House of the Seven Hawks was released in December 1959, when its star, Robert Taylor, was forty-eight years old. It is a mystery based on Victor Canning’s best selling book, House of the Seven Flies. The plot concerns John Nordley, an American ex-pat who lives in Britain and runs a charter boat. Captain Nordley is flung into a convoluted situation involving dead policemen, ex-Nazis, scheming women, creepy crooks and innocent daughters.
The New York Times called the movie “a satisfying labyrinthine plot and carefully placed direction and underplaying that adds up to a modest but truly taut and absorbing diversion.” The director is Richard Thorpe, who had worked with Taylor before in six other movies, including The Crowd Roars, Ivanhoe and Knights of the Round Table.
Despite being basically a suspense film House of the Seven Hawks has a considerable comic undertone. Robert Taylor plays Nordley as the only sane man in a nest of loonies. No one is what they are supposed to be, with people assuming false identities and numerous double-crosses.
Other than Taylor, the cast is European. Nicole Maurey plays the love interest. Linda Christian is a one of the double-crossers. Donald Wolfitt and Gerard Heinz are policemen. David Kossoff, Eric Pohlmann and Philo Hauser are villains. The story ends with a diving expedition to recover stolen treasure and a satisfying shoot-out.
I’m not sure Robert Taylor took this movie terribly seriously. He wears the same costume throughout the film, including an Eisenhower jacket that he had made for himself. He does a little mugging, especially when Nordley is being asked to believe one fantastic lie after another. Far from being wooden, he displays considerable facial flexibility. Mr. Taylor does look as though he’s having fun.

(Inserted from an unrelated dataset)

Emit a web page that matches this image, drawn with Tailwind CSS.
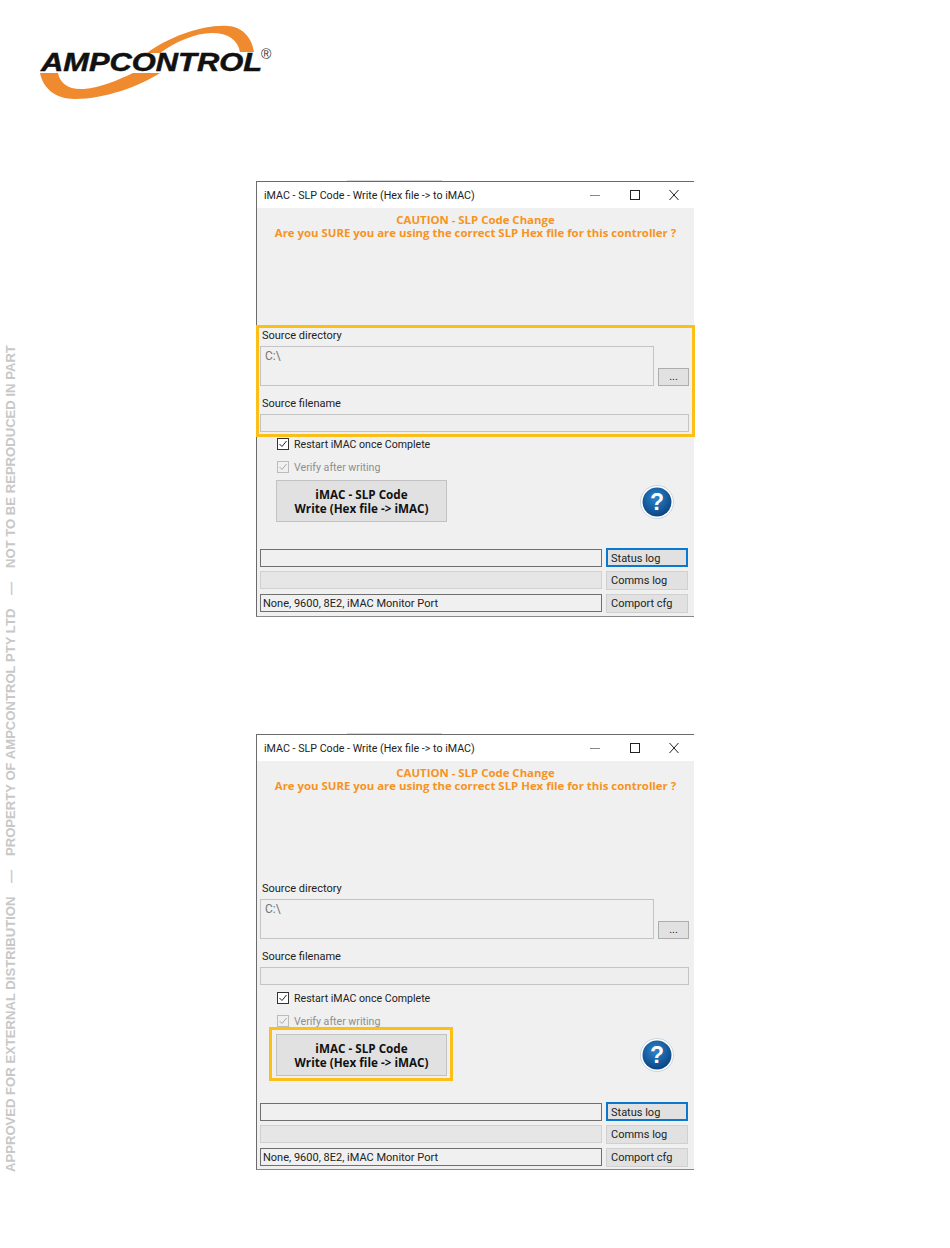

MGM seems to be insisting that Mr. Taylor is much younger than his actual age. Nicole Maurey is too young for him. He is referred to in one scene as a young man. As in so many films the story gets him out of his clothes. The Taylor body is in good shape for a 48 year old, but it’s not the body he had twenty years earlier. Nonetheless this film provides good, undemanding and ultimately satisfying entertainment.